# Exercise goal:
Keep only the lines of the listing that include the word "index", and copy them.

----------

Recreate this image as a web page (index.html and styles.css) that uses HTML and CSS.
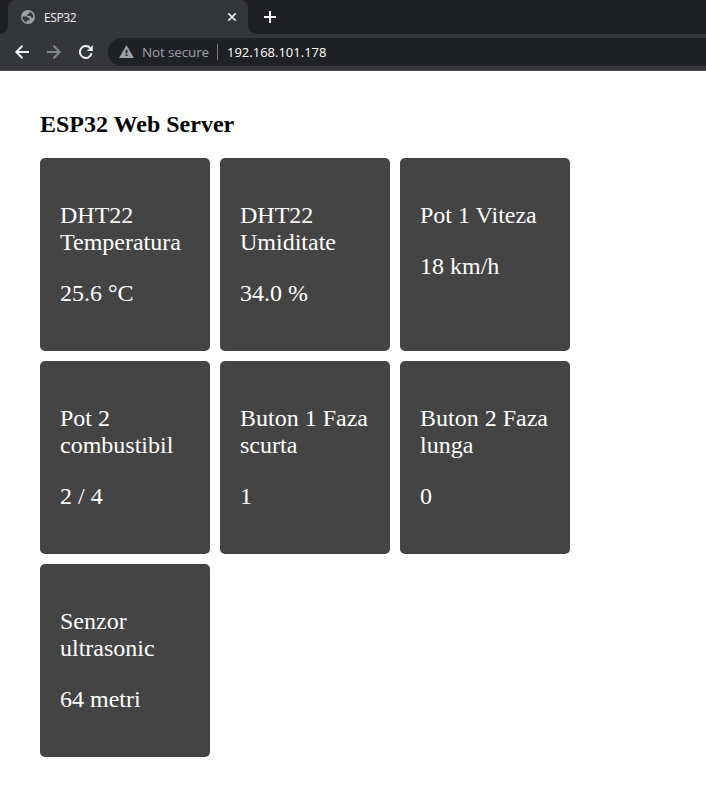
FILE: index.html
```html
<!DOCTYPE html>
<html lang="ro">
<head>
<meta charset="utf-8">
<title>ESP32</title>
<link rel="stylesheet" href="styles.css">
</head>
<body>
<header class="browser">
  <div class="tabs">
    <div class="tab">
      <svg class="globe" width="14" height="14" viewBox="0 0 14 14"><circle cx="7" cy="7" r="7" fill="#9aa0a6"/><path fill="#35363a" d="M1.500 6.500H5c1.300 0 2 .7 2 1.700h1.500v1.300c0 .7-.5 1.100-1.500 1.100H5.800v1.800C3.300 12 1.400 9.800 1.500 6.500zM8.300 1.700v1.100c0 .8-.5 1.200-1.200 1.200H6.200v1c0 .7.500 1 1.300 1h1.700c.5 0 .8.400.8.900s.4.900 1 .9h1.400C12.600 4.800 11 2.400 8.300 1.700z"/></svg>
      <span class="tab-title">ESP32</span>
      <svg class="close" width="10" height="10" viewBox="0 0 10 10"><path d="M1.300 1.300 8.700 8.700M8.700 1.300 1.300 8.700" stroke="#e8eaed" stroke-width="1.700"/></svg>
    </div>
    <svg class="plus" width="12" height="12" viewBox="0 0 12 12"><path d="M6 0v12M0 6h12" stroke="#fff" stroke-width="2"/></svg>
  </div>
  <div class="toolbar">
    <svg class="back" width="14" height="14" viewBox="0 0 14 14"><path d="M14 7H1.500M7.500.8 1.300 7l6.200 6.200" fill="none" stroke="#f1f3f4" stroke-width="2"/></svg>
    <svg class="forward" width="14" height="14" viewBox="0 0 14 14"><path d="M0 7h12.500M6.500.8 12.700 7l-6.200 6.200" fill="none" stroke="#85868a" stroke-width="2"/></svg>
    <svg class="reload" width="14" height="14" viewBox="0 0 14 14"><path d="M12.600 8.300A5.900 5.900 0 1 1 11.200 3" fill="none" stroke="#f1f3f4" stroke-width="2"/><path d="M13.800 0v6H7.800z" fill="#f1f3f4"/></svg>
    <div class="address">
      <svg class="warning" width="15" height="13" viewBox="0 0 15 13"><path d="M7.500 0 15 13H0z" fill="#9aa0a6"/><path d="M7.500 4.700v3.600M7.500 9.300V11" stroke="#202124" stroke-width="1.800"/></svg>
      <span class="security">Not secure</span>
      <span class="divider"></span>
      <span class="url">192.168.101.178</span>
    </div>
  </div>
</header>
<main>
  <h2>ESP32 Web Server</h2>
  <div class="grid">
    <section class="card"><p>DHT22 Temperatura</p><p>25.6 °C</p></section>
    <section class="card"><p>DHT22 Umiditate</p><p>34.0 %</p></section>
    <section class="card"><p>Pot 1 Viteza</p><p>18 km/h</p></section>
    <section class="card"><p>Pot 2 combustibil</p><p>2 / 4</p></section>
    <section class="card"><p>Buton 1 Faza scurta</p><p>1</p></section>
    <section class="card"><p>Buton 2 Faza lunga</p><p>0</p></section>
    <section class="card"><p>Senzor ultrasonic</p><p>64 metri</p></section>
  </div>
</main>
</body>
</html>
```
FILE: styles.css
```css
* { box-sizing: border-box; }
body { margin: 0; background: #fff; font-family: "Liberation Serif", "Times New Roman", serif; overflow: hidden; }
svg { display: block; flex: none; }
.browser { height: 71px; background: #35363a; border-bottom: 1px solid #505155; font-family: "Open Sans", sans-serif; }
.tabs { height: 34px; display: flex; align-items: center; padding-left: 8px; background: #202124; }
.tab { position: relative; width: 240px; height: 34px; display: flex; align-items: center; padding: 0 11px 0 13px; background: #35363a; border-radius: 8px 8px 0 0; }
.tab::before, .tab::after { content: ""; position: absolute; bottom: 0; width: 8px; height: 8px; }
.tab::before { left: -8px; background: radial-gradient(circle at 0 0, #202124 7.500px, #35363a 8px); }
.tab::after { right: -8px; background: radial-gradient(circle at 100% 0, #202124 7.500px, #35363a 8px); }
.tab-title { margin-left: 9px; color: #f1f3f4; font-size: 12px; letter-spacing: -0.400px; }
.close { margin-left: auto; }
.plus { margin-left: 16px; }
.toolbar { height: 36px; display: flex; align-items: center; padding-left: 15px; }
.forward { margin-left: 18px; }
.reload { margin-left: 18px; }
.address { flex: 1; height: 28px; margin-left: 15px; padding-left: 11px; display: flex; align-items: center; background: #202124; border-radius: 14px 0 0 14px; font-size: 13px; white-space: nowrap; }
.warning { margin-bottom: 1px; }
.security { width: 67px; margin-left: 8px; color: #9aa0a6; font-size: 13.500px; letter-spacing: -0.150px; }
.divider { width: 1px; height: 16px; margin: 0 9px 0 8px; background: #77797d; }
.url { color: #fff; }
main { padding: 40px; }
h2 { margin: 0 0 20px; font-size: 24px; line-height: 27px; }
.grid { display: grid; grid-template-columns: repeat(3, 170px); gap: 10px; }
.card { height: 193px; padding: 20px; background: #444; color: #fff; border-radius: 5px; font-size: 24px; line-height: 27px; }
.card p { margin: 24px 0; }
```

----------

# Completed task:
Recreate this image as a web page (index.html and styles.css) that uses HTML and CSS.
FILE: index.html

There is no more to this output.